初めはクライアントが付与しているタグを利用したが……

 「ネイルのデザイン」の判別に当たり、初めはクライアントが付与しているタグを利用しました。1枚1枚のネイル画像に対して、約20種類のデザインタグのうちの1つが付与されています。まずは、このタグを正解データとしてCNNを実行していきましたが、全然精度が出ませんでした。未知の画像を投入し、その予測結果を見て、絶望して吐きそうになったことをよく覚えています。

 この結果を受け、なぜかと自問したときに、「ネイル画像は単一のデザインで作られていないケースがかなりある」というところに着目しました。すなわち、人差し指はフラワーデザインだが中指は水玉デザイン、など複数のデザインからなるネイル画像に、単一のタグを付与すること自体に無理があるのだと考えたのです。

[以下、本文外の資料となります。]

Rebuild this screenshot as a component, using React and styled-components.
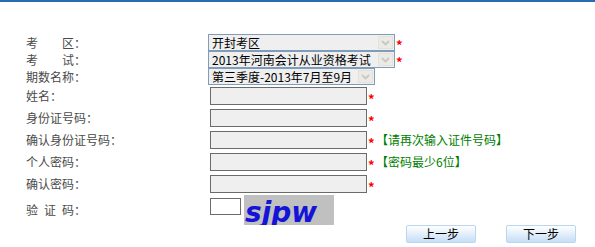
import React from "react";
import styled, { createGlobalStyle } from "styled-components";

const GlobalStyle = createGlobalStyle`
  html, body {
    margin: 0;
    padding: 0;
    background: #fff;
  }
  body {
    font-family: "Noto Sans CJK SC", "Liberation Sans", sans-serif;
    font-size: 12px;
  }
`;

const selects = [
  { label: "考\u3000\u3000区：", value: "开封考区", width: 187, star: true },
  { label: "考\u3000\u3000试：", value: "2013年河南会计从业资格考试", width: 187, star: true },
  { label: "期数名称：", value: "第三季度-2013年7月至9月", width: 167, star: false },
];

const inputs = [
  { label: "姓名：", star: true },
  { label: "身份证号码：", star: true },
  { label: "确认身份证号码：", star: true, tip: "【请再次输入证件号码】" },
  { label: "个人密码：", star: true, tip: "【密码最少6位】" },
  { label: "确认密码：", star: true },
];

const ChevronDown = () => (
  <svg width="9" height="6" viewBox="0 0 9 6">
    <path d="M1 1 L4.5 4.5 L8 1" fill="none" stroke="#c9c8c0" strokeWidth="1.8" />
  </svg>
);

const App = () => {
  return (
    <Page>
      <GlobalStyle />
      <TopBar />
      <Form>
        {selects.map((item, index) => (
          <Row key={index} h={17}>
            <Label>{item.label}</Label>
            <Select w={item.width}>
              <SelectText>{item.value}</SelectText>
              <ArrowBox>
                <ChevronDown />
              </ArrowBox>
            </Select>
            {item.star && <Star>*</Star>}
          </Row>
        ))}
        {inputs.map((item, index) => (
          <Row key={index} h={22}>
            <Label>{item.label}</Label>
            <TextBox />
            {item.star && <Star>*</Star>}
            {item.tip && <Tip>{item.tip}</Tip>}
          </Row>
        ))}
        <CaptchaRow>
          <Label>{"验\u2002证\u2002码："}</Label>
          <CodeBox />
          <Captcha>sjpw</Captcha>
        </CaptchaRow>
        <ButtonRow>
          <StepButton>上一步</StepButton>
          <StepButton>下一步</StepButton>
        </ButtonRow>
      </Form>
    </Page>
  );
};

const Page = styled.div`
  width: 595px;
  height: 247px;
  overflow: hidden;
  background: #fff;
`;

const TopBar = styled.div`
  height: 2px;
  background: #2a6cb0;
`;

const Form = styled.div`
  padding: 32px 0 0 26px;
`;

const Row = styled.div`
  display: flex;
  align-items: center;
  height: ${(p) => p.h}px;
`;

const Label = styled.div`
  width: 182px;
  flex-shrink: 0;
  color: #4a4a4a;
  font-size: 12px;
  line-height: 14px;
  white-space: pre;
`;

const Select = styled.div`
  box-sizing: border-box;
  width: ${(p) => p.w}px;
  height: 17px;
  border: 1px solid #7f9db9;
  background: #efefef;
  display: flex;
  align-items: center;
  justify-content: space-between;
  padding: 0 1px 0 3px;
`;

const SelectText = styled.span`
  color: #000;
  font-size: 12px;
  line-height: 14px;
  white-space: nowrap;
`;

const ArrowBox = styled.span`
  width: 15px;
  height: 13px;
  background: #ebeae5;
  border: 1px solid #e2e1db;
  box-sizing: border-box;
  display: flex;
  align-items: center;
  justify-content: center;
`;

const Star = styled.span`
  color: #f00;
  font-weight: bold;
  font-size: 13px;
  line-height: 9px;
  height: 9px;
  margin: 4px 0 0 1px;
  width: 8px;
`;

const TextBox = styled.div`
  box-sizing: border-box;
  width: 157px;
  height: 18px;
  margin-left: 2px;
  border: 1px solid #6b6b6b;
  background: #efefef;
`;

const Tip = styled.span`
  color: #008000;
  font-size: 12px;
  line-height: 14px;
  white-space: nowrap;
`;

const CaptchaRow = styled.div`
  display: flex;
  align-items: center;
  height: 30px;
`;

const CodeBox = styled.div`
  box-sizing: border-box;
  width: 31px;
  height: 17px;
  margin: 0 3px 8px 2px;
  border: 1px solid #6b6b6b;
  background: #fff;
`;

const Captcha = styled.div`
  width: 90px;
  height: 30px;
  background: #c0c0c0;
  color: #1414d8;
  font-family: "DejaVu Sans", sans-serif;
  font-weight: bold;
  font-style: italic;
  font-size: 28px;
  line-height: 30px;
  padding: 3px 0 0 1px;
  box-sizing: border-box;
  overflow: hidden;
`;

const ButtonRow = styled.div`
  display: flex;
  justify-content: flex-end;
  gap: 30px;
  padding-right: 19px;
`;

const StepButton = styled.div`
  box-sizing: border-box;
  width: 70px;
  height: 18px;
  border: 1px solid #bcd6f0;
  border-radius: 2px;
  background: linear-gradient(#ffffff, #c6def7);
  color: #000;
  font-size: 12px;
  line-height: 16px;
  text-align: center;
  cursor: pointer;
`;

export default App;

 そこで、CNNを適応する前処理として、爪の箇所を特定する処理を実施することにしました。そして、爪の箇所として認識した画像に対してCNNでデザイン判別を実施し、ネイル画像にデザインAがX本、デザインBがY本映っている、といった形で認識して類似度を出そうと考えました。この「爪を特定する」行為がCNNでの解析を行いやすくする事前準備に、「爪ごとにデザイン判別して類似度を出す」行為がCNNの解析結果の活用方法に、それぞれ該当します。

CNNでの解析を行いやすくする事前準備

 ネイルの爪箇所の特定には、HOG(Histograms of Oriented Gradients)特徴量で作る学習器と、その学習器を複数用意して一番精度の良い学習器の誤差率によって重みを更新するAdaBoostを用いた多数決で実現しています。ネイル画像の左上から順に局所画像をスライドし、その局所画像の勾配(勾配:色の変化が激しい箇所=エッジ)の角度を取得してヒストグラム化します。このヒストグラムを用いて、事前に学習しておいた複数の学習器にかけて爪かどうかを判別しています。これにより、ネイル画像全体の中で、どこに爪が映っているのかを特定します。

 次に、特定した爪画像が何のデザインであるかをCNNで判別します。今度は、ネイル画像全体ではなく、爪画像一つ一つを対象とした学習が必要となります。そこで、HOG特徴量+AdaBoostで爪画像を大量に取得し、人目で1枚1枚を見て、適切な正解タグを付与していきました。これは非常に大きな負荷が掛かる作業でした。20人がそれぞれ1つのタグを担当し、業務の合間を縫ってタグ付け作業を辛抱強く実施していった結果、精度は飛躍的に高まり、CNNの持ち味がやっと引き出された形となりました。下記はネイル画像からデザイン判別までの流れです。

 続いて、「ネイルの色」の判別です。色の判別もデザイン時同様、爪箇所の特定処理を前処理として実施しました。そして、残った爪と判別された箇所に関して、RGB値を取得し、1000個のカラービンに分けてヒストグラムを作成しました。本来、色とは、R:256 × G:256 × B:256の1677万7216通りがあるのですが、これを1000種類まで圧縮した形を利用しました。これにより、「爪の箇所の色が取得できる、やったぜ、楽勝!!」と思ったら、ここでも落とし穴がたくさんありました。

 まず、ネイルの箇所を切り取っても、肌色がかなり多くの割合を占めることが判明しました。そのため、近い色を持つ検索をすると、肌色と肌色がマッチしてしまい、肝心のネイルを施している箇所の色が近い画像が検索できませんでした。これを回避するために、1000色のビンの中で、肌色を定義しました。これは、全ネイル画像をRGB値の1000ビン圧縮バージョンで頻度を取り、最多頻出のビンを抽出して肌色のビンを目視で追加/削除しながら、最適な肌色の定義をしていきました。

 さらに、爪を四角形で特定するという処理上の理由により、背景が爪画像に混ざってしまいました。これにより、色の類似度を取ると、背景に影響されてしまう結果となってしまいました。これは、爪と識別した箇所とそうでない箇所の差分を取り、背景色を特定することで対処しました。つまり、爪と判断した箇所によく使われる色の中で、爪でないと判断した箇所でよく使われる色を背景色と断定し、これを類似検索時に利用しないことで背景色での類似性を外しています。